B) Fully trained SLAMs:
DROID-SLAM: Deep Visual SLAM for Monocular, Stereo, and RGB-D Cameras
NICE-SLAM: Neural Implicit Scalable Encoding for SLAM
Deep Patch Visual Odometry
We could agree/disagree on the future of SLAM, but comparing results with these works would be good.
C) Some similar work
RWT-SLAM: Robust Visual SLAM for Highly Weak-textured Environments
2. The choice of ORB-SLAM3 as a structural backbone leaves no doubts, but the choice of HF-Net should be convincing to the reader. Reading your paper, I felt this was the only option.
3. I understand that the strength of the approach lies in an ability to operate using monocular cameras but could you also show the results obtained with stereo ORB-SLAM3? My understanding of ORB-SLAM3's structure suggests that there should be no technical issues in presenting these results, which could improve the presentation.
4. I wish the presentation of the loop closure performance could be presented with more technical insight - the number of LCs for ORB-SLAM3 and your work for chosen sequence, the accuracy of LC based on GT, etc. It is hard to judge the real reason behind the improved performance.
5. Fig. 4 is ok, but I prefer more insight into comparing the number of features using ORB/HF-SLAM, the number (or ratio) of matched features, etc.
6. ``Recent development of deep convolutional neural networks (CNNs) has demonstrated strong ability in feature extraction [8].'' - are you sure that it is a proper citation for this statement?
7. ``Their models, called HF-Net`` - either model or HF-Nets
Overall, I believe improving related work and comparing your work to more systems is necessary for acceptace.
Author Response
Please see the attachment
Author Response File: Author Response.pdf
Reviewer 3 Report
There are no comments.
Author Response
We thank the reviewer for their work. There are no comments requiring reply.
Round 2
Reviewer 1 Report
The concerns have been addressed.
Author Response
We thank Reviewer 1 for their comments and for being positive about the paper.
Reviewer 2 Report
Thank you for the reply.
I understand limited resources to extend this work, but more insight is expected out of the journal submission:
A) The evaluation on TUM-VI requires LC to be turned off, as GT is only available at the beginning and at the end. Having LC in these scenarios warps the results as the system has to be accurate at the start and have a well-working LC at the end.
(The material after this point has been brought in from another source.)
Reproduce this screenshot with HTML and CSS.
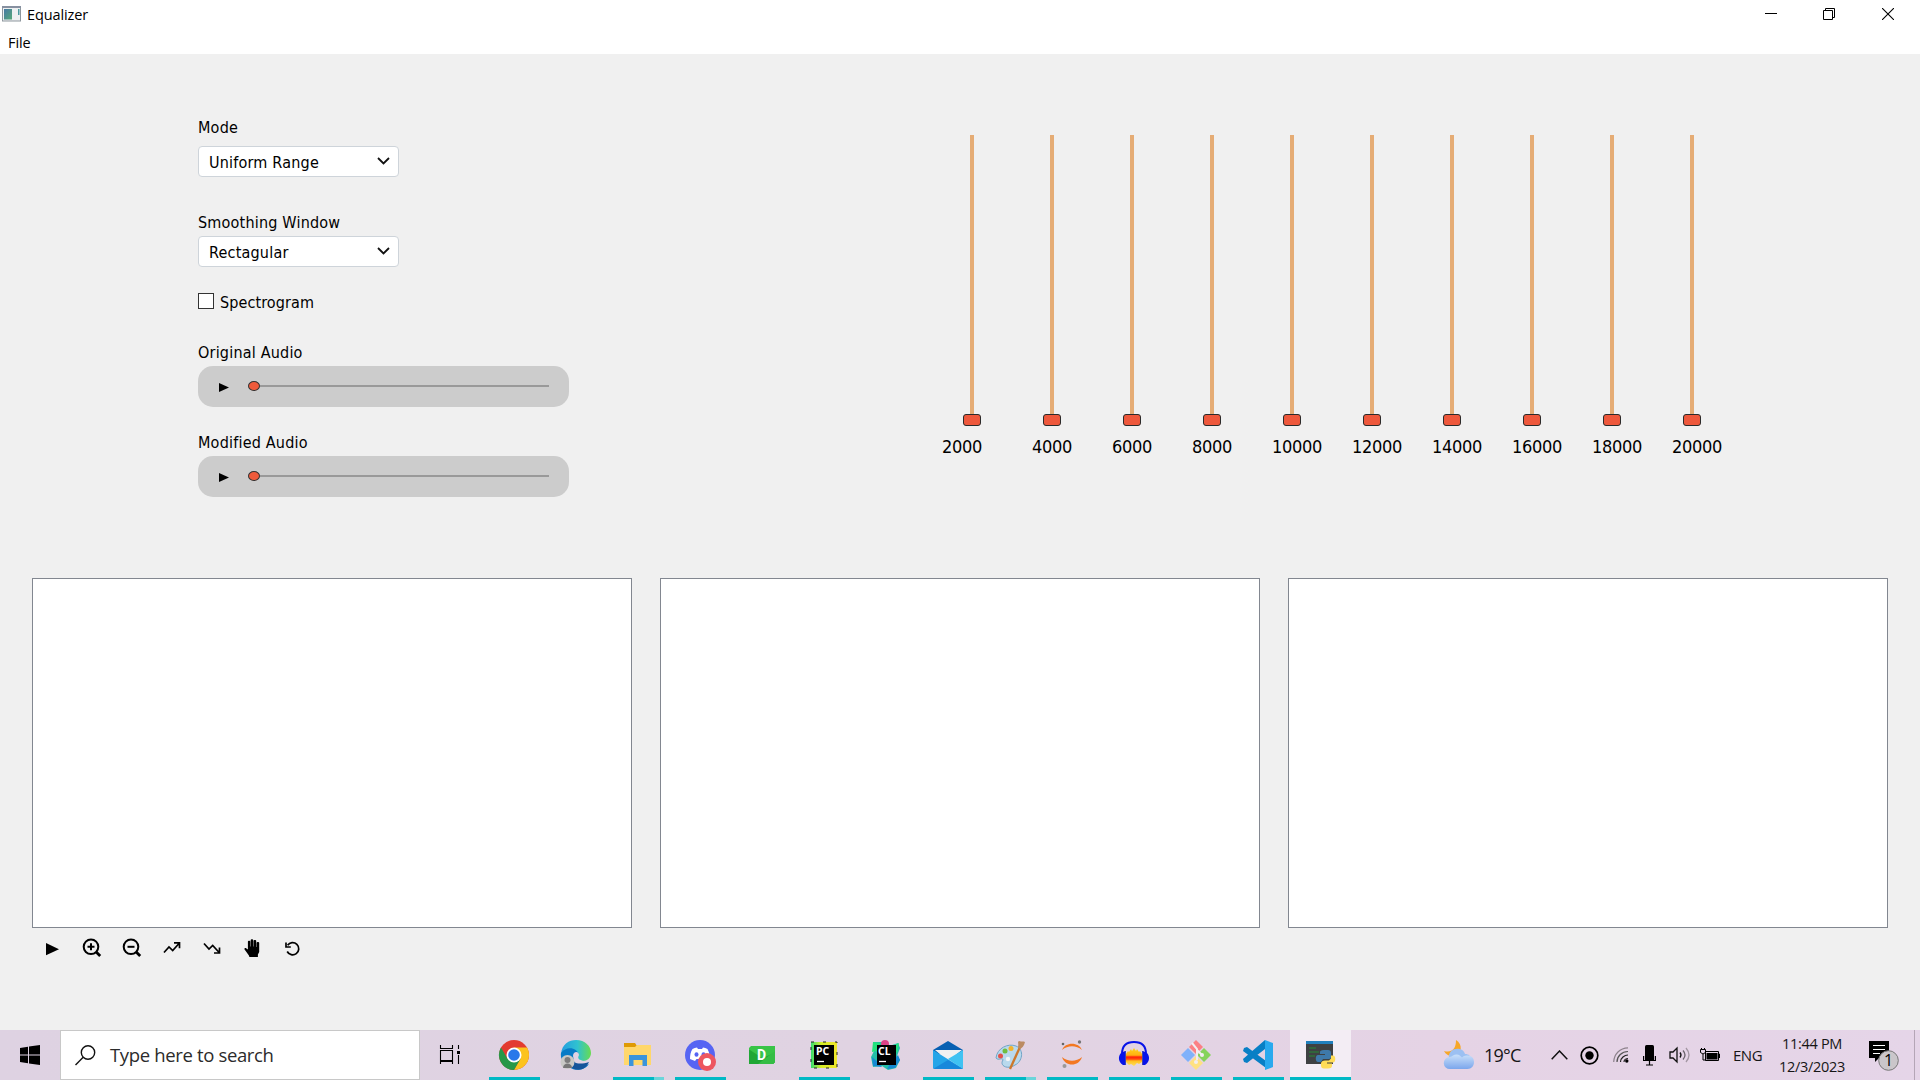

B) The presented average precision:
- requires formal definition, e.g., to clarify what reprojection error threshold was used to determine whether a match is correct or incorrect
- table 3 suggests that ORB-SLAM3 matching outperforms HFNet-SLAM, so why does HFNet obtain better accuracy? Is it due to the greater number of sensible features? This has to be explained to the reader and provide a more in-depth understanding
C) We still lack any evaluation of the LC to state that the proposed approach outperforms BoW-based LC
Author Response
Please see the attachment
Author Response File: Author Response.pdf
Round 3
Reviewer 2 Report
Thanks for all the corrections.
I would recommend making minor adjustments to table 3:
- to also present the numerical value with LC (apart from the percent reduction) as it requires the reader to go back to table 2 to get raw values
- change 'Detected LC' to 'No. of LCs` or 'LC count.'
Author Response
We thank you for your work reviewing the article and providing comments that have led to all the improvements.
- to also present the numerical value with LC (apart from the percent reduction) as it requires the reader to go back to table 2 to get raw values
We have added this column to the table and clearly indicated it.
- change 'Detected LC' to 'No. of LCs` or 'LC count.'
We have changed the column header to LC Count.